The B-29 looked like it was built for speed and altitude. The B-17 has it's own beauty but looks like it's made to get shot at! While it came later in the war it's mission could not of been performed by either the B-17 or B-24 and I'm not even talking about the atomic bomb. Bottom line the B-29 was the best bomber of WW2. The Lancaster is a distant second...


----------



## syscom3 (Jun 16, 2006)

B17's were withdrawn from service from the PTO because the high altitude performance was irrelevant and range/payload was the most important.

The B29 didnt come in the "9th" inning to clean up, because there were NO allied bombers attacking Japan when it started its first missions from China.


----------



## the lancaster kicks ass (Jun 16, 2006)

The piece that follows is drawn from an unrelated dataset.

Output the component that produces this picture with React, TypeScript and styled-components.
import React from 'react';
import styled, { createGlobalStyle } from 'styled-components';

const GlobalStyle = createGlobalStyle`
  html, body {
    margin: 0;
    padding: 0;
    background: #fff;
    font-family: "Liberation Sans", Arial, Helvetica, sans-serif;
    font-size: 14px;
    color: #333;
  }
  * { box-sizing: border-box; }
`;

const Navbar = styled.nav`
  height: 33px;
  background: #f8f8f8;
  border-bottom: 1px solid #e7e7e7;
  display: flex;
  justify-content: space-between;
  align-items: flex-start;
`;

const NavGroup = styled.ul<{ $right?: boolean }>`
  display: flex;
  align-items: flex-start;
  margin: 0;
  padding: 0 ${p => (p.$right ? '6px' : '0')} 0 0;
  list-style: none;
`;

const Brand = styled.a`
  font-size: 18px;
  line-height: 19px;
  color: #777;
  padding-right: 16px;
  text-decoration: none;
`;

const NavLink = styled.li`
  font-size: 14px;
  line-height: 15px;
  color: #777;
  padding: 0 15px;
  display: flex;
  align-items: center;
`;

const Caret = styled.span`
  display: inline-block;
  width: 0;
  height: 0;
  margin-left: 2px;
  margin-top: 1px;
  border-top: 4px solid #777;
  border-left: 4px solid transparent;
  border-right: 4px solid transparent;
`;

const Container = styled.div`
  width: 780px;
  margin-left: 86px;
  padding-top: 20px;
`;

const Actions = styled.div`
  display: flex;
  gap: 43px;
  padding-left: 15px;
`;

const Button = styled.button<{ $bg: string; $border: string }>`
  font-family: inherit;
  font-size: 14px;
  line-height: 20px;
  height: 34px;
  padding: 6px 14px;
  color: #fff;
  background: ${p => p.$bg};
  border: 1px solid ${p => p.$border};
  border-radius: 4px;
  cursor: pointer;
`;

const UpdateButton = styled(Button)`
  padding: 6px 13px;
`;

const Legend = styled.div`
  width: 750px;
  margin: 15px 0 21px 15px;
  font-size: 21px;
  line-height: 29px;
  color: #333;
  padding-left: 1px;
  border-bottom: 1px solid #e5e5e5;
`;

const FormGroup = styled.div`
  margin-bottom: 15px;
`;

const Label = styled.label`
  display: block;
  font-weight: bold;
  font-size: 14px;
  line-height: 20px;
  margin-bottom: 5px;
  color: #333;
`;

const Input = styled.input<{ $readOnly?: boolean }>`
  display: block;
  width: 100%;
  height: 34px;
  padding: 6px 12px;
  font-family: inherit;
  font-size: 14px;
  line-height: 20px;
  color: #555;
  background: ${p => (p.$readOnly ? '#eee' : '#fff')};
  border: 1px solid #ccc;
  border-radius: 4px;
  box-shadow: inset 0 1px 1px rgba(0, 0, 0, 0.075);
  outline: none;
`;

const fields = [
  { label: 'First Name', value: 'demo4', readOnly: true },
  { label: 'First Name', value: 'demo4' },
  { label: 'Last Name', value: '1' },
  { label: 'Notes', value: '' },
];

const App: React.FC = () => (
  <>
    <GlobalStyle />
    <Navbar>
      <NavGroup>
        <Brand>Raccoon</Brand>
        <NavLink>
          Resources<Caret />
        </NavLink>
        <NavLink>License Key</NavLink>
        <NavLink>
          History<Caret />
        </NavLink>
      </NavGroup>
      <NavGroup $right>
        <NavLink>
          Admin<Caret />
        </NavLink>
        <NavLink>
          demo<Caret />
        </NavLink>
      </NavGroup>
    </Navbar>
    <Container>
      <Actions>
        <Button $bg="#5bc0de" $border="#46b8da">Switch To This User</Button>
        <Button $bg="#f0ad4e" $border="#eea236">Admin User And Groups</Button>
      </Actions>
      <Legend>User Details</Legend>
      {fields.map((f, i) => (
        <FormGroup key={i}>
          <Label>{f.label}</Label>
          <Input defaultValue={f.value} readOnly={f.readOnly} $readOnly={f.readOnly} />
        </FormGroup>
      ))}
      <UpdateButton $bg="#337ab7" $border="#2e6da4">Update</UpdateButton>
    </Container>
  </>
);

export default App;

and the Norden bomb sight you hold in such high regard is the accuracy equivilent of the British Mk.XIV Computing bombsight, and the lancaster is a far, far superior bomber to the B-17, as has been proven many times over to numerous n00bs, i'll let others fight the B-29's corner although she pretty much fights fer herself.........


----------



## syscom3 (Jun 16, 2006)

Lanc is right. the Lancaster was superior to the B17 as long as it flew at night and under 25,000.

The B24 is slightly superior to the Lanc though.


----------



## the lancaster kicks ass (Jun 16, 2006)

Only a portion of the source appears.